Opposer l’action des juges à la souveraineté populaire revient donc précisément à nier l’indéfectible lien entre la soumission de la puissance publique au droit et la souveraineté du peuple. Au-delà du fait que les juges exercent les missions qui leur ont été confiées par les représentants du peuple, ils sont également garants de l’égale application de la loi à tous. Si les juges ne peuvent plus veiller à l’application du droit, comment garantir que la loi votée démocratiquement sera respectée ? 

Le RN, mensonges et faux-semblants 

Les juges qui ont condamné Marine Le Pen ont entendu toutes les parties et respecté les peines prévues par la loi concernant le délit de détournement de biens publics.

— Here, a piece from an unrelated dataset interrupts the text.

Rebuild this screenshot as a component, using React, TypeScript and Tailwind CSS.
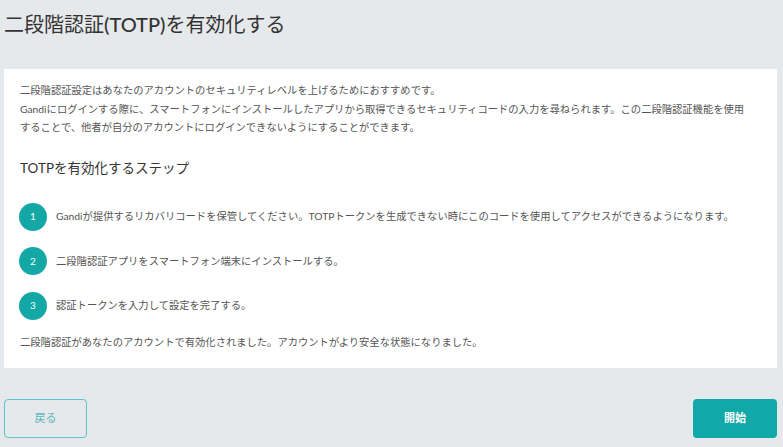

Ils ont également motivé leur jugement, que la présidente du RN est par ailleurs libre de contester par voie d’appel. 

En s’attaquant à l’indépendance de la justice, à l’impartialité des juges et à leur capacité à appliquer la loi votée, l’extrême droite révèle une fois encore sa véritable nature. Une nature loin des réelles préoccupations des défenseurs de l’État de droit et de la démocratie populaire. 

Certes, toute critique du fonctionnement de la justice n’est pas illégitime. La réalisation concrète de l’État de droit dépend en effet en grande partie de l’état d’un service public. Renforcer les moyens de la justice et la formation des magistrats serait une véritable voie d’action pour lutter, pour le respect de l’État de droit. 

A ceux qui opposent, abstraitement, la démocratie au droit, il s’agit de répondre que le second constitue l’une des conditions de la première. L’État de droit a été consacré, en premier lieu, par le peuple lui-même, qui a su reconnaître en lui le garant de sa souveraineté.